* begin *

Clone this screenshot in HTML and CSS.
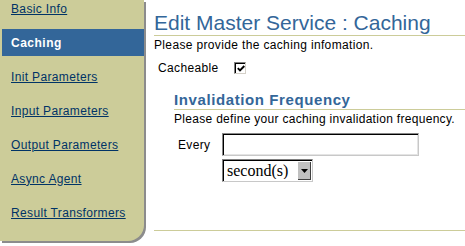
FILE: index.html
```html
<!DOCTYPE html>
<html>
<head>
<meta charset="utf-8">
<title>Edit Master Service : Caching</title>
<link rel="stylesheet" href="styles.css">
</head>
<body>
<div class="page">
  <nav class="sidebar">
    <ul class="nav">
      <li><a href="#">Basic Info</a></li>
      <li class="active"><span>Caching</span></li>
      <li><a href="#">Init Parameters</a></li>
      <li><a href="#">Input Parameters</a></li>
      <li><a href="#">Output Parameters</a></li>
      <li><a href="#">Async Agent</a></li>
      <li><a href="#">Result Transformers</a></li>
    </ul>
  </nav>
  <main class="main">
    <h1 class="title">Edit Master Service : Caching</h1>
    <p class="intro">Please provide the caching infomation.</p>
    <div class="cache-row">
      <span class="label">Cacheable</span>
      <span class="checkbox"><svg width="8" height="7" viewBox="0 0 8 7"><polyline points="0.8,3.2 3,5.5 7.3,1" fill="none" stroke="#000" stroke-width="1.9"/></svg></span>
    </div>
    <section class="freq">
      <h2 class="freq-title">Invalidation Frequency</h2>
      <p class="desc">Please define your caching invalidation frequency.</p>
      <div class="every-row">
        <label class="every-label">Every</label>
        <input class="every-input" type="text">
      </div>
      <div class="unit-row">
        <div class="select">
          <select class="select-el"><option>second(s)</option></select>
          <span class="select-btn"><svg width="7" height="4" viewBox="0 0 7 4"><polygon points="0,0 7,0 3.5,4" fill="#000"/></svg></span>
        </div>
      </div>
    </section>
    <div class="bottom-rule"></div>
  </main>
</div>
</body>
</html>
```

FILE: styles.css
```css
html, body {
  margin: 0;
  background: #ffffff;
}
body {
  font-family: "Liberation Sans", Arial, sans-serif;
  font-size: 12px;
  color: #000000;
}
.page {
  display: flex;
  align-items: flex-start;
  height: 246px;
  overflow: hidden;
}
.sidebar {
  flex: none;
  width: 144px;
  height: 241px;
  background: #cccc99;
  border-bottom-right-radius: 16px;
  box-shadow: 2px 2px 0 #8c8c8c;
  overflow: hidden;
}
.nav {
  list-style: none;
  margin: -5px 0 0;
  padding: 0;
}
.nav li {
  height: 27px;
  margin: 0 0 7px 2px;
  padding-left: 9px;
  display: flex;
  align-items: center;
  line-height: 14px;
  letter-spacing: 0.35px;
}
.nav a {
  color: #003366;
  text-decoration: underline;
  text-underline-offset: 1px;
}
.nav li.active {
  background: #336699;
  color: #ffffff;
  font-weight: bold;
  letter-spacing: 0.5px;
}
.main {
  flex: 1;
  min-width: 0;
  margin-left: 10px;
}
.title {
  margin: 0;
  padding-top: 11px;
  font-size: 21px;
  font-weight: normal;
  line-height: 24px;
  color: #336699;
  border-bottom: 1px solid #cccc99;
}
.intro {
  margin: 2px 0 0;
  line-height: 14px;
  letter-spacing: 0.35px;
}
.cache-row {
  display: flex;
  align-items: center;
  height: 16px;
  margin-top: 8px;
  padding-left: 4px;
  line-height: 14px;
  letter-spacing: 0.35px;
}
.cache-row .label {
  width: 76px;
}
.checkbox {
  box-sizing: border-box;
  width: 12px;
  height: 12px;
  border: 1px solid;
  border-color: #808080 #d4d0c8 #d4d0c8 #808080;
  box-shadow: inset 1px 1px 0 #000000;
  background: #ffffff;
  display: flex;
  align-items: center;
  justify-content: center;
  padding: 1px 0 0 1px;
}
.checkbox svg {
  display: block;
}
.freq {
  margin: 15px 0 0 20px;
}
.freq-title {
  margin: 0;
  padding-bottom: 1px;
  font-size: 15px;
  font-weight: bold;
  line-height: 17px;
  letter-spacing: 0.6px;
  color: #336699;
  border-bottom: 1px solid #cccc99;
}
.desc {
  margin: 2px 0 0;
  line-height: 14px;
  letter-spacing: 0.3px;
}
.every-row {
  display: flex;
  align-items: center;
  margin-top: 7px;
  padding-left: 4px;
  line-height: 14px;
  letter-spacing: 0.35px;
}
.every-label {
  width: 44px;
}
.every-input {
  box-sizing: border-box;
  width: 197px;
  height: 23px;
  margin: 0;
  padding: 0 3px;
  border: 1px solid;
  border-color: #888888 #c8c8c8 #c8c8c8 #888888;
  box-shadow: inset 1px 1px 0 #000000, inset -1px -1px 0 #e4e4e4;
  background: #ffffff;
  font-family: "Liberation Serif", "Times New Roman", serif;
  font-size: 16px;
  outline: none;
}
.unit-row {
  display: flex;
  margin-top: 3px;
  padding-left: 48px;
}
.select {
  box-sizing: border-box;
  display: flex;
  width: 91px;
  height: 23px;
  border: 1px solid;
  border-color: #808080 #c8c8c8 #c8c8c8 #808080;
  box-shadow: inset 1px 1px 0 #000000;
  background: #ffffff;
}
.select-el {
  appearance: none;
  -webkit-appearance: none;
  flex: 1;
  min-width: 0;
  height: 100%;
  margin: 0;
  padding: 0 0 0 4px;
  border: 0;
  background: transparent;
  font-family: "Liberation Serif", "Times New Roman", serif;
  font-size: 16px;
  color: #000000;
  outline: none;
}
.select-btn {
  flex: none;
  align-self: flex-start;
  box-sizing: border-box;
  width: 14px;
  height: 19px;
  margin: 1px 1px 0 0;
  background: #c0c0c0;
  box-shadow: inset 1px 1px 0 #ffffff, inset -1px -1px 0 #404040;
  display: flex;
  align-items: center;
  justify-content: center;
}
.select-btn svg {
  display: block;
}
.bottom-rule {
  margin-top: 48px;
  border-top: 1px solid #cccc99;
}
```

* end *

The problem →
Write out every line above exactly as it is, leaving out the pictures.

Task solution →
Clone this screenshot in HTML and CSS.
FILE: index.html
```html
<!DOCTYPE html>
<html>
<head>
<meta charset="utf-8">
<title>Edit Master Service : Caching</title>
<link rel="stylesheet" href="styles.css">
</head>
<body>
<div class="page">
  <nav class="sidebar">
    <ul class="nav">
      <li><a href="#">Basic Info</a></li>
      <li class="active"><span>Caching</span></li>
      <li><a href="#">Init Parameters</a></li>
      <li><a href="#">Input Parameters</a></li>
      <li><a href="#">Output Parameters</a></li>
      <li><a href="#">Async Agent</a></li>
      <li><a href="#">Result Transformers</a></li>
    </ul>
  </nav>
  <main class="main">
    <h1 class="title">Edit Master Service : Caching</h1>
    <p class="intro">Please provide the caching infomation.</p>
    <div class="cache-row">
      <span class="label">Cacheable</span>
      <span class="checkbox"><svg width="8" height="7" viewBox="0 0 8 7"><polyline points="0.8,3.2 3,5.5 7.3,1" fill="none" stroke="#000" stroke-width="1.9"/></svg></span>
    </div>
    <section class="freq">
      <h2 class="freq-title">Invalidation Frequency</h2>
      <p class="desc">Please define your caching invalidation frequency.</p>
      <div class="every-row">
        <label class="every-label">Every</label>
        <input class="every-input" type="text">
      </div>
      <div class="unit-row">
        <div class="select">
          <select class="select-el"><option>second(s)</option></select>
          <span class="select-btn"><svg width="7" height="4" viewBox="0 0 7 4"><polygon points="0,0 7,0 3.5,4" fill="#000"/></svg></span>
        </div>
      </div>
    </section>
    <div class="bottom-rule"></div>
  </main>
</div>
</body>
</html>
```

FILE: styles.css
```css
html, body {
  margin: 0;
  background: #ffffff;
}
body {
  font-family: "Liberation Sans", Arial, sans-serif;
  font-size: 12px;
  color: #000000;
}
.page {
  display: flex;
  align-items: flex-start;
  height: 246px;
  overflow: hidden;
}
.sidebar {
  flex: none;
  width: 144px;
  height: 241px;
  background: #cccc99;
  border-bottom-right-radius: 16px;
  box-shadow: 2px 2px 0 #8c8c8c;
  overflow: hidden;
}
.nav {
  list-style: none;
  margin: -5px 0 0;
  padding: 0;
}
.nav li {
  height: 27px;
  margin: 0 0 7px 2px;
  padding-left: 9px;
  display: flex;
  align-items: center;
  line-height: 14px;
  letter-spacing: 0.35px;
}
.nav a {
  color: #003366;
  text-decoration: underline;
  text-underline-offset: 1px;
}
.nav li.active {
  background: #336699;
  color: #ffffff;
  font-weight: bold;
  letter-spacing: 0.5px;
}
.main {
  flex: 1;
  min-width: 0;
  margin-left: 10px;
}
.title {
  margin: 0;
  padding-top: 11px;
  font-size: 21px;
  font-weight: normal;
  line-height: 24px;
  color: #336699;
  border-bottom: 1px solid #cccc99;
}
.intro {
  margin: 2px 0 0;
  line-height: 14px;
  letter-spacing: 0.35px;
}
.cache-row {
  display: flex;
  align-items: center;
  height: 16px;
  margin-top: 8px;
  padding-left: 4px;
  line-height: 14px;
  letter-spacing: 0.35px;
}
.cache-row .label {
  width: 76px;
}
.checkbox {
  box-sizing: border-box;
  width: 12px;
  height: 12px;
  border: 1px solid;
  border-color: #808080 #d4d0c8 #d4d0c8 #808080;
  box-shadow: inset 1px 1px 0 #000000;
  background: #ffffff;
  display: flex;
  align-items: center;
  justify-content: center;
  padding: 1px 0 0 1px;
}
.checkbox svg {
  display: block;
}
.freq {
  margin: 15px 0 0 20px;
}
.freq-title {
  margin: 0;
  padding-bottom: 1px;
  font-size: 15px;
  font-weight: bold;
  line-height: 17px;
  letter-spacing: 0.6px;
  color: #336699;
  border-bottom: 1px solid #cccc99;
}
.desc {
  margin: 2px 0 0;
  line-height: 14px;
  letter-spacing: 0.3px;
}
.every-row {
  display: flex;
  align-items: center;
  margin-top: 7px;
  padding-left: 4px;
  line-height: 14px;
  letter-spacing: 0.35px;
}
.every-label {
  width: 44px;
}
.every-input {
  box-sizing: border-box;
  width: 197px;
  height: 23px;
  margin: 0;
  padding: 0 3px;
  border: 1px solid;
  border-color: #888888 #c8c8c8 #c8c8c8 #888888;
  box-shadow: inset 1px 1px 0 #000000, inset -1px -1px 0 #e4e4e4;
  background: #ffffff;
  font-family: "Liberation Serif", "Times New Roman", serif;
  font-size: 16px;
  outline: none;
}
.unit-row {
  display: flex;
  margin-top: 3px;
  padding-left: 48px;
}
.select {
  box-sizing: border-box;
  display: flex;
  width: 91px;
  height: 23px;
  border: 1px solid;
  border-color: #808080 #c8c8c8 #c8c8c8 #808080;
  box-shadow: inset 1px 1px 0 #000000;
  background: #ffffff;
}
.select-el {
  appearance: none;
  -webkit-appearance: none;
  flex: 1;
  min-width: 0;
  height: 100%;
  margin: 0;
  padding: 0 0 0 4px;
  border: 0;
  background: transparent;
  font-family: "Liberation Serif", "Times New Roman", serif;
  font-size: 16px;
  color: #000000;
  outline: none;
}
.select-btn {
  flex: none;
  align-self: flex-start;
  box-sizing: border-box;
  width: 14px;
  height: 19px;
  margin: 1px 1px 0 0;
  background: #c0c0c0;
  box-shadow: inset 1px 1px 0 #ffffff, inset -1px -1px 0 #404040;
  display: flex;
  align-items: center;
  justify-content: center;
}
.select-btn svg {
  display: block;
}
.bottom-rule {
  margin-top: 48px;
  border-top: 1px solid #cccc99;
}
```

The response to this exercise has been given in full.